Melissa and Mark shared “similar values and interests, a rich humanity,” Father Griffith said. “Both manifested a dynamic pairing of head and heart — that is a powerful combination.”

“The family told me that their neighborhood was and is an extraordinary place of community, and Mark and Melissa were the first to really foster that community,” he added, with the couple regularly hosting friends on the deck at their home for happy hours, card games or monthly gourmet dinners.

“The Hortman home and their commitment to intentional communities is a contrast to the idol of autonomy at all costs in our American culture, individualism and loneliness that many suffer from,” he said.
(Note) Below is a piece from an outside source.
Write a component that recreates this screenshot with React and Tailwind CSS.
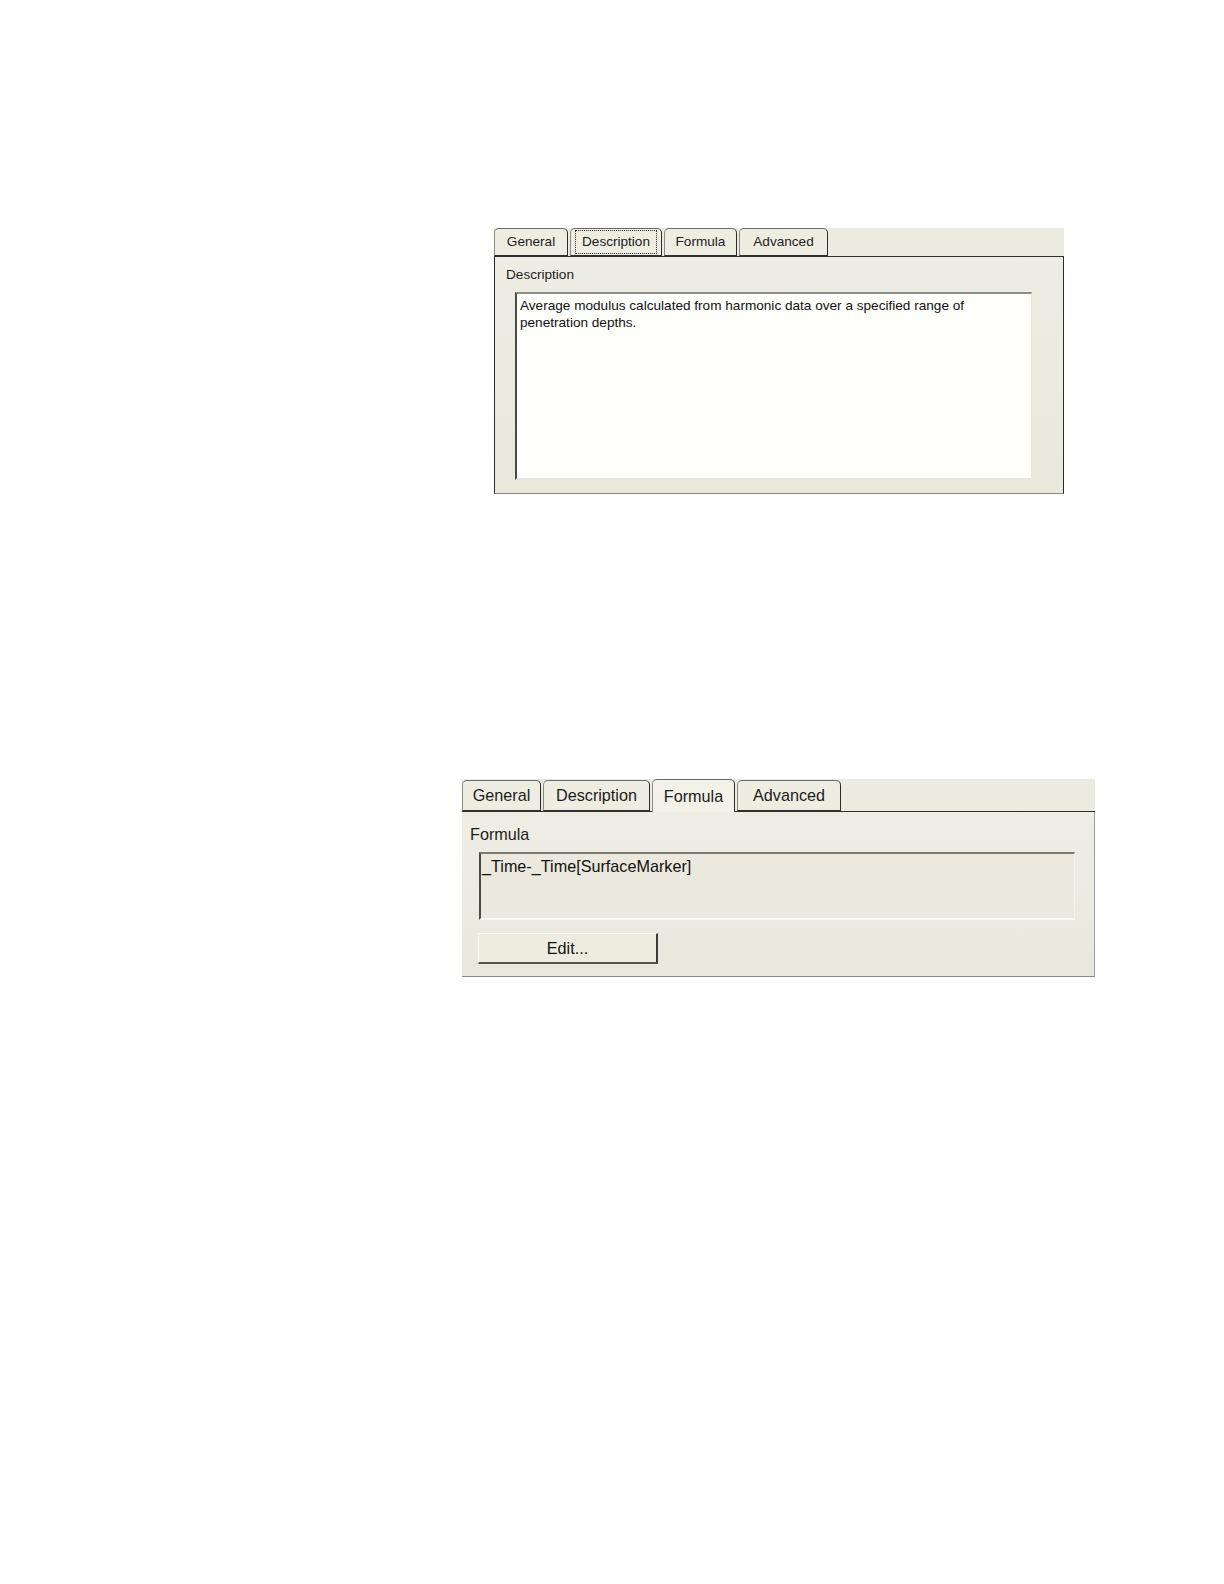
import React from 'react';

const font = { fontFamily: '"Liberation Sans", Arial, sans-serif' };

const Tab = ({ label, selected, focused, width, size, height }) => (
    <div
        className={`flex items-center justify-center rounded-t-[5px] border-t border-r border-l border-t-[#6b6b60] border-r-[#2a2a2a] border-l-[#8a8a80] ${selected ? 'bg-[#f3f2e9] -mb-px relative z-10' : 'bg-[#eeede2] border-b border-b-[#303030]'}`}
        style={{ width, height: selected ? height + 2 : height }}
    >
        <span className={`${size} text-[#1c1c1c] leading-none ${focused ? 'border border-dotted border-[#333] px-[6px] py-[4px]' : ''}`}>
            {label}
        </span>
    </div>
);

const DescriptionPanel = () => (
    <div className="ml-[494px] pt-[228px] w-[570px]" style={font}>
        {/* tab strip */}
        <div className="flex items-end gap-[2px] h-[29px] bg-[#ecebdf] border-b border-[#303030]">
            <Tab label="General" width={74} height={28} size="text-[13.6px]" />
            <Tab label="Description" width={92} height={28} size="text-[13.6px]" focused />
            <Tab label="Formula" width={73} height={28} size="text-[13.6px]" />
            <Tab label="Advanced" width={89} height={28} size="text-[13.6px]" />
        </div>
        <div className="h-[237px] bg-gradient-to-b from-[#eeede3] to-[#e9e8dc] border-l border-r border-b border-l-[#2a2a2a] border-r-[#2a2a2a] border-b-[#8a8a84] pl-[11px] pr-[31px] pt-[11px] flex flex-col">
            <div className="text-[13.6px] text-[#1c1c1c] leading-none mb-[10px]">Description</div>
            <div className="ml-[9px] h-[188px] bg-[#fefefb] border-t-2 border-l-2 border-t-[#8c8c86] border-l-[#4a4a46] border-r border-b-2 border-r-[#e6e5dc] border-b-[#e6e5dc] px-[3px] pt-[3px] text-[13.6px] leading-[17px] text-[#111]">
                Average modulus calculated from harmonic data over a specified range of penetration depths.
            </div>
        </div>
    </div>
);

const FormulaPanel = () => (
    <div className="ml-[462px] mt-[285px] w-[633px]" style={font}>
        <div className="flex items-end gap-[2px] h-[33px] bg-[#ecebdf] border-b border-[#303030]">
            <Tab label="General" width={79} height={31} size="text-[16.2px]" />
            <Tab label="Description" width={107} height={31} size="text-[16.2px]" />
            <Tab label="Formula" width={83} height={31} size="text-[16.2px]" selected />
            <Tab label="Advanced" width={104} height={31} size="text-[16.2px]" />
        </div>
        <div className="h-[165px] bg-gradient-to-b from-[#efeee5] to-[#e9e8dc] border-r border-b border-r-[#a0a09a] border-b-[#8a8a84] pl-[8px] pr-[19px] pt-[14px] flex flex-col">
            <div className="text-[16.2px] text-[#1c1c1c] leading-none mb-[10px]">Formula</div>
            <div className="ml-[9px] h-[68px] bg-[#ebe9dd] border-t-2 border-l-2 border-t-[#7c7c76] border-l-[#4a4a46] border-r border-b-2 border-r-[#f4f3ec] border-b-[#fafaf4] pl-[1px] pt-[2px] text-[16.2px] leading-[20px] text-[#111]">
                _Time-_Time[SurfaceMarker]
            </div>
            <div className="mt-[13px] ml-[8px] w-[180px] h-[31px] bg-[#edecdf] border-t border-l border-t-[#fbfbf6] border-l-[#fbfbf6] border-r-2 border-b-2 border-r-[#3a3a36] border-b-[#55554f] flex items-center justify-center text-[16.2px] text-[#111]">
                Edit...
            </div>
        </div>
    </div>
);

export default function App() {
    return (
        <div className="bg-white flow-root pb-[200px]">
            <DescriptionPanel />
            <FormulaPanel />
        </div>
    );
}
Father Griffith also spoke of Gilbert, the couple’s dog. The Hortmans had worked with a local nonprofit, Helping Paws, to help train service dogs for veterans.

“They trained one successfully to go on to be a service dog,” he said. “The other, Gilbert, had quite an attachment to Melissa. … When Gilbert had to go into service, Melissa was wrecked and emotional, and the family wonders if Gilbert maybe failed that assignment on purpose so he could head back to the Hortman house.”

In his eulogy after the Mass, Walz said that the grace and courage shown by the Hortmans’ children, Sophie and Colin, has made it easier for the state of Minnesota and the United States in coping with the tragic deaths.

“We’re not always going to get it right, after all we’re only human,” Walz said. “But the best way to honor these remarkable Minnesotans is to continue to work at building a state worthy of their aspirations and a politics worthy of their example.”

“I know that in these times of this unexplainable tragedy, all of us are searching for some kind of meaning, some kind of lesson that we can learn to help ease our loss,” Walz said. “And maybe it is this moment where each of us can examine the way we work together, the way we talk about each other, the way we fight for things we care about. A moment when each of us can recommit to engaging in politics and life the way Mark and Melissa did: fiercely, enthusiastically, heartily, but without ever losing sight of our common humanity.”

Colin Hortman closed the service by offering a prayer with his fiance standing next to him. He recited the Prayer of St. Francis, which begins: “Lord, make me an instrument of your peace: where there is hatred, let me sow love.” His mother kept a worn copy of the prayer in her purse.